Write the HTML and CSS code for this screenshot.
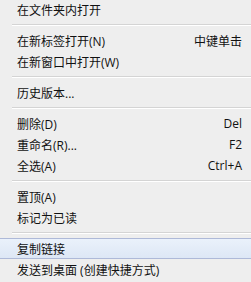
FILE: index.html
```html
<!DOCTYPE html>
<html>
<head>
<meta charset="utf-8">
<link rel="stylesheet" href="styles.css">
</head>
<body>
<div class="menu">
  <div class="item"><span class="label">在文件夹内打开</span></div>
  <div class="sep"></div>
  <div class="item"><span class="label">在新标签打开(N)</span><span class="key">中键单击</span></div>
  <div class="item"><span class="label">在新窗口中打开(W)</span></div>
  <div class="sep"></div>
  <div class="item"><span class="label">历史版本...</span></div>
  <div class="sep"></div>
  <div class="item"><span class="label">删除(D)</span><span class="key">Del</span></div>
  <div class="item"><span class="label">重命名(R)...</span><span class="key">F2</span></div>
  <div class="item"><span class="label">全选(A)</span><span class="key">Ctrl+A</span></div>
  <div class="sep"></div>
  <div class="item"><span class="label">置顶(A)</span></div>
  <div class="item"><span class="label">标记为已读</span></div>
  <div class="sep"></div>
  <div class="item active"><span class="label">复制链接</span></div>
  <div class="item"><span class="label">发送到桌面 (创建快捷方式)</span></div>
</div>
</body>
</html>
```
FILE: styles.css
```css
html, body {
  margin: 0;
  padding: 0;
  background: #eeeeee;
}
.menu {
  width: 251px;
  height: 282px;
  overflow: hidden;
  margin-top: -1px;
  display: flex;
  flex-direction: column;
  font-family: "Open Sans", "Noto Sans CJK SC", sans-serif;
  font-size: 12px;
  color: #111;
}
.item {
  height: 21px;
  flex: none;
  display: flex;
  align-items: center;
  justify-content: space-between;
  padding: 0 9px 0 17px;
  box-sizing: border-box;
  white-space: nowrap;
}
.item.active {
  background: linear-gradient(#eaf1fb, #dde7f5);
  border-top: 1px solid #aeb9d8;
  border-bottom: 1px solid #aeb9d8;
}
.sep {
  height: 10px;
  flex: none;
  margin-left: 12px;
  display: flex;
  flex-direction: column;
  justify-content: center;
}
.sep::before {
  content: "";
  display: block;
  height: 1px;
  background: #d4d4d4;
}
.sep::after {
  content: "";
  display: block;
  height: 1px;
  background: #ffffff;
}
```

######

- [Exercise task]:
Give the data again exactly as written, with all pictures left out.

- [Complete output]:
Write the HTML and CSS code for this screenshot.
FILE: index.html
```html
<!DOCTYPE html>
<html>
<head>
<meta charset="utf-8">
<link rel="stylesheet" href="styles.css">
</head>
<body>
<div class="menu">
  <div class="item"><span class="label">在文件夹内打开</span></div>
  <div class="sep"></div>
  <div class="item"><span class="label">在新标签打开(N)</span><span class="key">中键单击</span></div>
  <div class="item"><span class="label">在新窗口中打开(W)</span></div>
  <div class="sep"></div>
  <div class="item"><span class="label">历史版本...</span></div>
  <div class="sep"></div>
  <div class="item"><span class="label">删除(D)</span><span class="key">Del</span></div>
  <div class="item"><span class="label">重命名(R)...</span><span class="key">F2</span></div>
  <div class="item"><span class="label">全选(A)</span><span class="key">Ctrl+A</span></div>
  <div class="sep"></div>
  <div class="item"><span class="label">置顶(A)</span></div>
  <div class="item"><span class="label">标记为已读</span></div>
  <div class="sep"></div>
  <div class="item active"><span class="label">复制链接</span></div>
  <div class="item"><span class="label">发送到桌面 (创建快捷方式)</span></div>
</div>
</body>
</html>
```
FILE: styles.css
```css
html, body {
  margin: 0;
  padding: 0;
  background: #eeeeee;
}
.menu {
  width: 251px;
  height: 282px;
  overflow: hidden;
  margin-top: -1px;
  display: flex;
  flex-direction: column;
  font-family: "Open Sans", "Noto Sans CJK SC", sans-serif;
  font-size: 12px;
  color: #111;
}
.item {
  height: 21px;
  flex: none;
  display: flex;
  align-items: center;
  justify-content: space-between;
  padding: 0 9px 0 17px;
  box-sizing: border-box;
  white-space: nowrap;
}
.item.active {
  background: linear-gradient(#eaf1fb, #dde7f5);
  border-top: 1px solid #aeb9d8;
  border-bottom: 1px solid #aeb9d8;
}
.sep {
  height: 10px;
  flex: none;
  margin-left: 12px;
  display: flex;
  flex-direction: column;
  justify-content: center;
}
.sep::before {
  content: "";
  display: block;
  height: 1px;
  background: #d4d4d4;
}
.sep::after {
  content: "";
  display: block;
  height: 1px;
  background: #ffffff;
}
```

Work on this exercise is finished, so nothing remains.